Ahora bien, como resultado de las dificultades económicas, del contexto político actual y, sobre todo, de la capacidad de articular discursos sesgados frente a la crisis desde algunas posiciones, nos encontramos ante un escenario en el que, abonadas por las tribulaciones y la general preocupación, afloran propuestas cada vez más interesadas y desafiantes. Con tremenda insistencia, y en nombre de una pretendida eficiencia que, como por ensalmo, se atribuye automáticamente al sector privado, se cargan las tintas frente a toda intervención pública y se cuestiona duramente el papel de las administraciones (no digamos ya el propio concepto y régimen de la función pública).

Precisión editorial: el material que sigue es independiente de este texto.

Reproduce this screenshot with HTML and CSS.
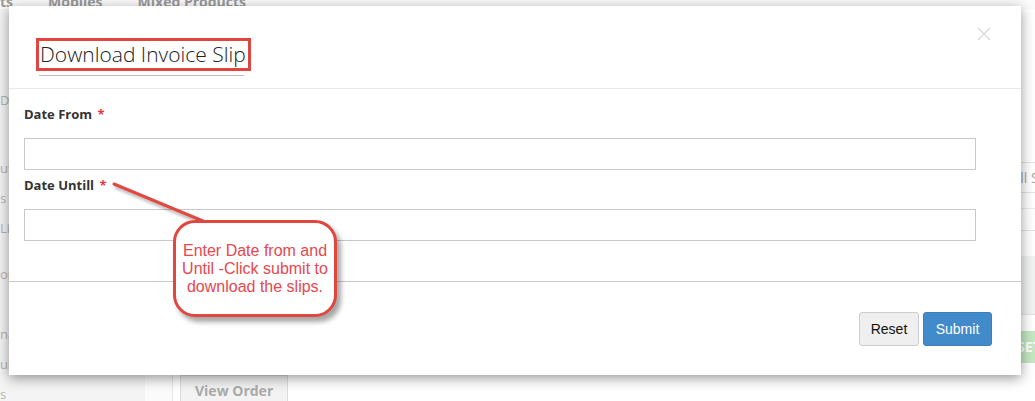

De forma machacona, y en ocasiones con evidentes objetivos no precisamente altruistas, se cuestionan algunos elementos nucleares del modelo de relaciones laborales, como la negociación colectiva, la necesidad de salarios de suficiente cuantía, el papel de las organizaciones sindicales o la pertinencia de ciertas reglas básicas –entre ellas las contractuales- que eviten abusos frente a los trabajadores. Especialmente llamativos son, entre estos movimientos oportunistas, los dirigidos a poner en solfa el sistema de ingresos públicos, con continuas y sistemáticas (muy parecidas a las que se reclamaban en tiempos de bonanza) peticiones de reducciones de tributos y cotizaciones sociales, precisamente cuando más necesario es un reparto justo de las cargas y cuando, reconocido el problema del déficit público, cualquier decisión en este ámbito debe ser especialmente prudente. Parece que algunos, aprovechando la coyuntura, servidos de potente cobertura mediática y ante los momentos de debilidad actuales, están dispuestos a esgrimir sus pretensiones hasta hace poco difícilmente confesables: minoración drástica de lo público, desregulación indiscriminada, aniquilación de la progresividad fiscal, precarización laboral, reducción de la protección social y del papel de los servicios públicos, etc. Como hemos visto con el ejemplo de la propuesta de contrato para jóvenes con despido gratuito y sin derecho a desempleo, los sueños de algunos sectores de la CEOE producen monstruos (si les dejamos, claro).
Aunque en algunas cuestiones (como el ejemplo citado) no les quede más remedio que atemperar sus fervores, la batalla de la opinión parece que la están ganando los que plantean que la salida a la crisis requerirá prescindir desproporcionadamente de derechos primordiales y renunciar en buena medida a la cohesión social que proviene de muchas políticas públicas. Hasta ahora han conseguido que, en este debate, mientras se someten a censura conquistas colectivas, poco se está tratando, pese a algunas esperanzas iniciales, sobre muchas de las causas de la crisis: la deficiente regulación de los mercados financieros internacionales, la falta de una gobernanza económica global, los estragos de la especulación, las propias paradojas de un sistema difícilmente sostenible, el origen y alimento de la burbuja inmobiliaria, etc. Lógicamente, para oponerse de forma solvente a esta inquietante tendencia, no sólo es necesario rescatar algunos debates de profundidad –como los citados- y plantar cara en la disputa de intereses que de fondo se libra, sino, también, atender con rigor a los problemas reales que merecen respuesta y a las reformas que sí resultan pertinentes, sin eludirlas ni rehuir decisiones que pueden ser difíciles, desde la convicción de que sólo así se podrá evitar que la marea se lleve por delante algunas reglas básicas y bienes comunes que debemos preservar.

Publicado en Oviedo Diario, 6 de marzo de 2010.